The Center strategically highlights state legislation as an avenue to improve workers’ safety, knowing that efforts to strengthen workers’ safety on the federal level are sure to meet partisan deadlock.

The Center calls for state governments to improve state laws that protect workers who report health and safety hazards from employer retaliation. Specifically, the Center calls for state laws that will:

  • Give employees adequate time to file a retaliation complaint;
  • Require state agencies to conduct prompt and thorough investigations of retaliation complaints;
  • Authorize state agencies to preliminarily reinstate terminated employees;
  • Make the burden of proof reasonable; and
  • Provide employees the right to pursue legal action on their own if the agency dismisses their complaint or refuses to pursue their case

The report also highlights a number of states that already have additional protections for whistleblowers above the OSH Act’s 11c protections, including Connecticut, Massachusetts, Delaware, Montana, New Jersey, Pennsylvania, and Colorado.

National COSH applauds the Center for calling attention to the shortcomings in whistleblower protections, and encourages the organization – along with all worker safety advocates – to continue to work with state legislatures on crafting bills to shield workers from retaliation. National COSH believes that worker safety groups will have the best chances of enacting change on the state level, as Washington is stuck in partisan gridlock and anti-regulatory sentiments.

"Adding these protections to state law will reduce the fear of retaliation and encourage workers to come forward to report health and safety hazards," said Ronald White, director of regulatory policy for the Center. "Increased reports of workplace hazards will help federal OSHA and state programs identify and target their limited resources to the most dangerous facilities."

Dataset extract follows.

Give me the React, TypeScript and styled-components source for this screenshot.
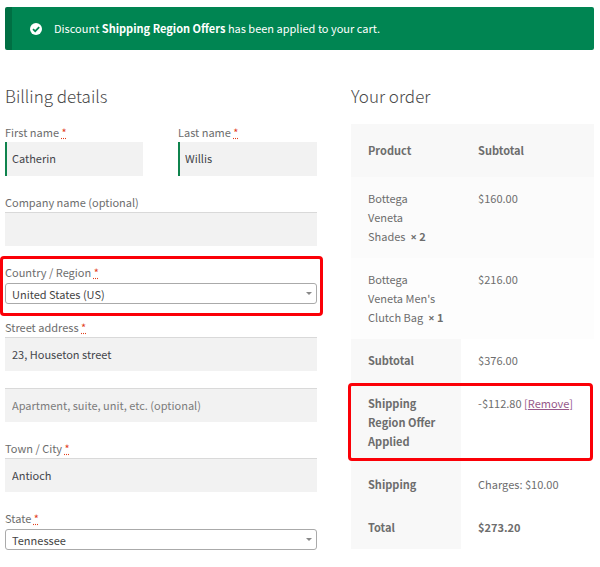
import React, { useId, useState } from "react";
import styled, { createGlobalStyle, css } from "styled-components";

const GlobalStyle = createGlobalStyle`
  *, *::before, *::after { box-sizing: border-box; }
  body {
    margin: 0;
    background: #fff;
    color: #6d6d6d;
    font-family: "Source Sans Pro", "Noto Sans CJK SC", "Open Sans", sans-serif;
    font-size: 11px;
    line-height: 19px;
  }
`;

const Page = styled.main`
  padding: 7px 6px 16px 5px;
`;

const Notice = styled.div`
  display: flex;
  align-items: center;
  gap: 12px;
  padding: 12px 24px 12px 18px;
  border-left: 7px solid #006f43;
  border-radius: 2px;
  background: #008552;
  color: #fff;
`;

const NoticeText = styled.p`
  margin: 0;
`;

const Strong = styled.strong`
  font-weight: 700;
`;

const Times = styled.span`
  font-family: "Open Sans", sans-serif;
`;

const Columns = styled.div`
  display: grid;
  grid-template-columns: minmax(0, 312fr) minmax(0, 243fr);
  column-gap: 34px;
  align-items: start;
  margin-top: 32px;
`;

const Title = styled.h3`
  margin: 0 0 13px;
  font-size: 17px;
  font-weight: 300;
  line-height: 28px;
  color: #484848;
`;

const BillingForm = styled.form`
  display: flex;
  flex-direction: column;
`;

const NameRow = styled.div`
  display: grid;
  grid-template-columns: 138fr 139fr;
  column-gap: 35px;
`;

const highlight = css`
  content: "";
  position: absolute;
  border: 3px solid #fb0007;
  border-radius: 4px;
  pointer-events: none;
`;

const FieldBox = styled.div<{ $compact?: boolean; $highlighted?: boolean }>`
  display: flex;
  flex-direction: column;
  margin-bottom: ${(p) => (p.$compact ? 14 : 17)}px;
  ${(p) =>
    p.$highlighted &&
    css`
      position: relative;
      &::after {
        ${highlight}
        inset: -7px -6px -12px -5px;
      }
    `}
`;

const Label = styled.label`
  display: block;
`;

const Required = styled.abbr`
  color: #e2401c;
  text-decoration: underline dotted;
`;

const TextInput = styled.input<{ $valid?: boolean }>`
  width: 100%;
  height: 34px;
  padding: ${(p) => (p.$valid ? "0 7px 2px" : "0 7px")};
  border: 0;
  border-radius: 0;
  background: #f2f2f2;
  box-shadow: ${(p) => (p.$valid ? "inset 2px 0 0 #0f834d" : "inset 0 1px 0 #d9d9d9")};
  color: #43454b;
  font: inherit;
  outline: none;
  &::placeholder { color: #7b7b7b; opacity: 1; }
`;

const SelectWrap = styled.div`
  display: grid;
  align-items: center;
  margin-top: 1px;
  & > * { grid-area: 1 / 1; }
`;

const Select = styled.select`
  appearance: none;
  width: 100%;
  height: 21px;
  padding: 0 20px 0 6px;
  border: 1px solid #aaa;
  border-radius: 3px;
  background: #fff;
  color: #444;
  font: inherit;
  line-height: 18px;
`;

const Caret = styled.svg`
  justify-self: end;
  margin-right: 5px;
  pointer-events: none;
`;

const OrderTable = styled.table`
  width: 100%;
  margin-top: 14px;
  table-layout: fixed;
  border-collapse: collapse;
  text-align: left;
`;

const ProductCol = styled.col`
  width: 45.3%;
`;

const HeadCell = styled.th`
  padding: 17px;
  background: #f8f8f8;
  font-weight: 700;
`;

const ItemCell = styled.td<{ $alt?: boolean }>`
  padding: 12px 17px;
  background: ${(p) => (p.$alt ? "#fdfdfd" : "#fbfbfb")};
  vertical-align: top;
`;

const TotalRow = styled.tr<{ $highlighted?: boolean }>`
  ${(p) =>
    p.$highlighted &&
    css`
      position: relative;
      & > td::after {
        ${highlight}
        inset: 1px 1px 2px -3px;
      }
    `}
`;

const TotalLabel = styled.th`
  padding: 12px 17px;
  background: #f8f8f8;
  font-weight: 700;
  vertical-align: top;
`;

const TotalValue = styled.td`
  padding: 12px 17px;
  vertical-align: top;
`;

const RemoveLink = styled.a`
  color: #96588a;
  text-decoration: underline;
`;

const CheckIcon = () => (
  <svg width="12" height="12" viewBox="0 0 12 12" aria-hidden="true">
    <circle cx="6" cy="6" r="6" fill="#fff" />
    <path d="M3 6.1 5.2 8.2 9.2 4.2" fill="none" stroke="#008552" strokeWidth="1.7" />
  </svg>
);

type FieldProps = {
  label?: string;
  required?: boolean;
  valid?: boolean;
  initial?: string;
  placeholder?: string;
};

const FieldLabel = ({ id, label, required }: { id: string; label: string; required?: boolean }) => (
  <Label htmlFor={id}>
    {label} {required && <Required title="required">*</Required>}
  </Label>
);

const TextField = ({ label, required, valid, initial = "", placeholder }: FieldProps) => {
  const id = useId();
  const [value, setValue] = useState(initial);
  return (
    <FieldBox>
      {label && <FieldLabel id={id} label={label} required={required} />}
      <TextInput
        id={id}
        type="text"
        aria-label={label ? undefined : placeholder}
        placeholder={placeholder}
        required={required}
        $valid={valid}
        value={value}
        onChange={(e) => setValue(e.target.value)}
      />
    </FieldBox>
  );
};

const SelectField = ({
  label,
  options,
  highlighted,
}: {
  label: string;
  options: string[];
  highlighted?: boolean;
}) => {
  const id = useId();
  return (
    <FieldBox $compact $highlighted={highlighted}>
      <FieldLabel id={id} label={label} required />
      <SelectWrap>
        <Select id={id} defaultValue={options[0]}>
          {options.map((o) => (
            <option key={o}>{o}</option>
          ))}
        </Select>
        <Caret width="6" height="3" viewBox="0 0 6 3" aria-hidden="true">
          <path d="M0 0h6L3 3z" fill="#888" />
        </Caret>
      </SelectWrap>
    </FieldBox>
  );
};

const items = [
  { name: "Bottega Veneta Shades", qty: 2, price: "$160.00" },
  { name: "Bottega Veneta Men's Clutch Bag", qty: 1, price: "$216.00" },
];

export default function App() {
  return (
    <>
      <GlobalStyle />
      <Page>
        <Notice role="alert">
          <CheckIcon />
          <NoticeText>
            Discount <Strong>Shipping Region Offers</Strong> has been applied to your cart.
          </NoticeText>
        </Notice>
        <Columns>
          <section>
            <Title>Billing details</Title>
            <BillingForm>
              <NameRow>
                <TextField label="First name" required valid initial="Catherin" />
                <TextField label="Last name" required valid initial="Willis" />
              </NameRow>
              <TextField label="Company name (optional)" />
              <SelectField label="Country / Region" options={["United States (US)"]} highlighted />
              <TextField label="Street address" required initial="23, Houseton street" />
              <TextField placeholder="Apartment, suite, unit, etc. (optional)" />
              <TextField label="Town / City" required initial="Antioch" />
              <SelectField label="State" options={["Tennessee"]} />
            </BillingForm>
          </section>
          <section>
            <Title>Your order</Title>
            <OrderTable>
              <colgroup>
                <ProductCol />
                <col />
              </colgroup>
              <thead>
                <tr>
                  <HeadCell scope="col">Product</HeadCell>
                  <HeadCell scope="col">Subtotal</HeadCell>
                </tr>
              </thead>
              <tbody>
                {items.map((item, i) => (
                  <tr key={item.name}>
                    <ItemCell $alt={i % 2 === 1}>
                      {item.name}&nbsp; <Strong><Times>×</Times>&nbsp;{item.qty}</Strong>
                    </ItemCell>
                    <ItemCell $alt={i % 2 === 1}>{item.price}</ItemCell>
                  </tr>
                ))}
              </tbody>
              <tfoot>
                <TotalRow>
                  <TotalLabel scope="row">Subtotal</TotalLabel>
                  <TotalValue>$376.00</TotalValue>
                </TotalRow>
                <TotalRow $highlighted>
                  <TotalLabel scope="row">Shipping Region Offer Applied</TotalLabel>
                  <TotalValue>
                    -$112.80 <RemoveLink href="#remove">[Remove]</RemoveLink>
                  </TotalValue>
                </TotalRow>
                <TotalRow>
                  <TotalLabel scope="row">Shipping</TotalLabel>
                  <TotalValue>Charges: $10.00</TotalValue>
                </TotalRow>
                <TotalRow>
                  <TotalLabel scope="row">Total</TotalLabel>
                  <TotalValue>
                    <Strong>$273.20</Strong>
                  </TotalValue>
                </TotalRow>
              </tfoot>
            </OrderTable>
          </section>
        </Columns>
      </Page>
    </>
  );
}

Added Tom O’Connor, executive director of National COSH, “Workers who report safety and health hazards on the job are supposed to be protected from retaliation under section 11c of the OSH Act. Sadly, the system for protecting whistleblowers from retaliation is badly broken and has never effectively functioned to protect workers from retaliation. Several independent government audits have found that very few workers who are fired for reporting hazards ever get their jobs back.”

The National COSH Network continues to fight for stronger whistleblower protections on the local, state, and federal levels. If workers are afraid to voice up about hazards they face on the job, everyone’s safety is in jeopardy.